The popular mind's tenacious hold on biblical authority, the conflicting claims made on women by that allegiance and the uneven success of women's intermittent attempts to join the democratic, egalitarian current moving through United States history led me to undertake this study of the interplay between the Bible and women's role in American society. The primary issues that shaped my investigation included: In what way was the Bible authoritative to those who espoused its teachings? How did their beliefs inform the role of those women who claimed allegiance to biblical authority? Did those parts of the Bible that pertained to feminine nature and role shape the changes that occurred in women's lives?

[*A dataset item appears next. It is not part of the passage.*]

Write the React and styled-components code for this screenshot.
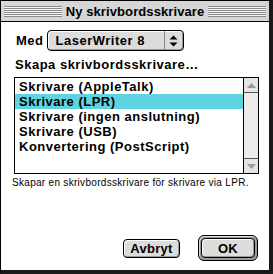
import styled, { createGlobalStyle } from 'styled-components';

const GlobalStyle = createGlobalStyle`
    html, body {
        margin: 0;
        padding: 0;
        background: #ffffff;
    }
    * {
        box-sizing: border-box;
    }
`;

const Window = styled.div`
    width: 273px;
    height: 274px;
    display: flex;
    flex-direction: column;
    background: #ffffff;
    border-left: 1px solid #000;
    border-top: 1px solid #000;
    border-right: 4px solid #1a1a1a;
    border-bottom: 4px solid #1a1a1a;
    font-family: 'Liberation Sans', Arial, sans-serif;
`;

const TitleBar = styled.div`
    height: 21px;
    display: flex;
    align-items: center;
    padding: 0 3px;
    background: #d6d6d6;
    border-bottom: 1px solid #000;
`;

const Stripes = styled.div`
    flex: 1;
    height: 11px;
    background: repeating-linear-gradient(
        to bottom,
        #8a8a8a 0px,
        #8a8a8a 1px,
        #f4f4f4 1px,
        #f4f4f4 2px
    );
`;

const Title = styled.div`
    padding: 0 4px;
    font-size: 13px;
    font-weight: bold;
    color: #000;
    letter-spacing: 0.1px;
`;

const Content = styled.div`
    flex: 1;
    display: flex;
    flex-direction: column;
    padding: 8px 11px 9px 13px;
`;

const MedRow = styled.div`
    display: flex;
    align-items: center;
    gap: 3px;
    padding-left: 2px;
`;

const BoldText = styled.span`
    font-size: 13px;
    font-weight: bold;
    letter-spacing: 0.5px;
    color: #000;
`;

const Popup = styled.div`
    width: 137px;
    height: 21px;
    display: flex;
    border: 1px solid #000;
    border-radius: 4px;
    background: #dcdcdc;
    box-shadow: inset 1px 1px 0 #fff, inset -1px -1px 0 #999;
    overflow: hidden;
`;

const PopupText = styled(BoldText)`
    flex: 1;
    display: flex;
    align-items: center;
    padding-left: 8px;
`;

const PopupArrows = styled.div`
    width: 19px;
    display: flex;
    align-items: center;
    justify-content: center;
    border-left: 1px solid #888;
`;

const Caption = styled(BoldText)`
    display: block;
    margin-top: 6px;
    padding-left: 1px;
`;

const ListBox = styled.div`
    margin-top: 5px;
    width: 245px;
    height: 97px;
    display: flex;
    border: 1px solid #000;
`;

const Items = styled.div`
    flex: 1;
    padding-top: 1px;
`;

const Item = styled(BoldText)`
    display: block;
    height: 15px;
    line-height: 15px;
    padding-left: 4px;
    background: ${(p) => (p.$selected ? '#5fd3e0' : 'transparent')};
`;

const ScrollBar = styled.div`
    width: 15px;
    display: flex;
    flex-direction: column;
    justify-content: space-between;
    border-left: 1px solid #000;
    background: #ececec;
`;

const ScrollArrow = styled.div`
    height: 15px;
    display: flex;
    align-items: center;
    justify-content: center;
    border-${(p) => (p.$down ? 'top' : 'bottom')}: 1px solid #555;
    background: #e4e4e4;
`;

const Description = styled.div`
    margin-top: 3px;
    margin-left: -2px;
    font-size: 10px;
    color: #000;
    letter-spacing: 0.3px;
    white-space: nowrap;
`;

const Buttons = styled.div`
    margin-top: auto;
    display: flex;
    justify-content: flex-end;
    align-items: center;
    gap: 18px;
`;

const Button = styled.button`
    width: ${(p) => (p.$default ? '54px' : '57px')};
    height: ${(p) => (p.$default ? '20px' : '19px')};
    padding: 0;
    border: 1px solid #000;
    border-radius: 4px;
    background: #dcdcdc;
    box-shadow: inset 1px 1px 0 #fff, inset -1px -1px 0 #999;
    font-family: 'Liberation Sans', Arial, sans-serif;
    font-size: 13px;
    font-weight: bold;
    letter-spacing: 0.3px;
    color: #000;
`;

const DefaultRing = styled.div`
    padding: 2px;
    border: 1px solid #000;
    border-radius: 6px;
    background: #9a9a9a;
    box-shadow: inset 1px 1px 0 #dcdcdc;
`;

function UpDown() {
    return (
        <svg width="9" height="12" viewBox="0 0 9 12">
            <path d="M4.5 0.5 L8.5 4.5 L0.5 4.5 Z" fill="#000" />
            <path d="M4.5 11.5 L8.5 7.5 L0.5 7.5 Z" fill="#000" />
        </svg>
    );
}

function Tri({ down }) {
    return (
        <svg width="9" height="5" viewBox="0 0 9 5">
            <path d={down ? 'M0 0 L9 0 L4.5 5 Z' : 'M4.5 0 L9 5 L0 5 Z'} fill="#9a9a9a" />
        </svg>
    );
}

const printers = [
    'Skrivare (AppleTalk)',
    'Skrivare (LPR)',
    'Skrivare (ingen anslutning)',
    'Skrivare (USB)',
    'Konvertering (PostScript)',
];

function App() {
    return (
        <>
            <GlobalStyle />
            <Window>
                <TitleBar>
                    <Stripes />
                    <Title>Ny skrivbordsskrivare</Title>
                    <Stripes />
                </TitleBar>
                <Content>
                    <MedRow>
                        <BoldText>Med</BoldText>
                        <Popup>
                            <PopupText>LaserWriter 8</PopupText>
                            <PopupArrows>
                                <UpDown />
                            </PopupArrows>
                        </Popup>
                    </MedRow>
                    <Caption>Skapa skrivbordsskrivare…</Caption>
                    <ListBox>
                        <Items>
                            {printers.map((p) => (
                                <Item key={p} $selected={p === 'Skrivare (LPR)'}>
                                    {p}
                                </Item>
                            ))}
                        </Items>
                        <ScrollBar>
                            <ScrollArrow>
                                <Tri />
                            </ScrollArrow>
                            <ScrollArrow $down>
                                <Tri down />
                            </ScrollArrow>
                        </ScrollBar>
                    </ListBox>
                    <Description>Skapar en skrivbordsskrivare för skrivare via LPR.</Description>
                    <Buttons>
                        <Button>Avbryt</Button>
                        <DefaultRing>
                            <Button $default>OK</Button>
                        </DefaultRing>
                    </Buttons>
                </Content>
            </Window>
        </>
    );
}

export default App;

Was the Bible reinterpreted to accommodate general cultural patterns? Or was it simply ignored? To answer these questions, I decided to examine a biblically conservative group at a period of time when the role of women, both within the group and within society as a whole, was changing. Texas Baptists met all the criteria.

Although waves of change that included new forms of work in urban, industrial settings, the application of scientific analysis to all areas of learning, and a breakdown of traditional social structures began transforming American culture in the nineteenth century, Texas remained isolated from their effects until after the Civil War. That event marked Texans' awareness of a new order, but frontier conditions and the disarray of Reconstruction postponed its reaching the state for a couple of decades. Texas, therefore, entered the 1880s with the implications of modernity present—certainly with a recognition that the world was changing—but with its rural settlements still more closely resembling the pre-industrial world than the coming order. Land was still plentiful and much of it was undeveloped. The population was small and scattered and engaged predominantly in agriculture. Anglos, primarily from the Deep South, had settled in the southern and eastern part of the state, while those from Arkansas, Tennessee, and Missouri formed communities in north Texas. Pockets of blacks were interspersed through south and east Texas, Germans, Slavs, and Scandinavians in central Texas, and Mexicans toward the southern border. D. W. Meinig, Imperial Texas (Austin: University of Texas Press, 1969), pp. 46-56.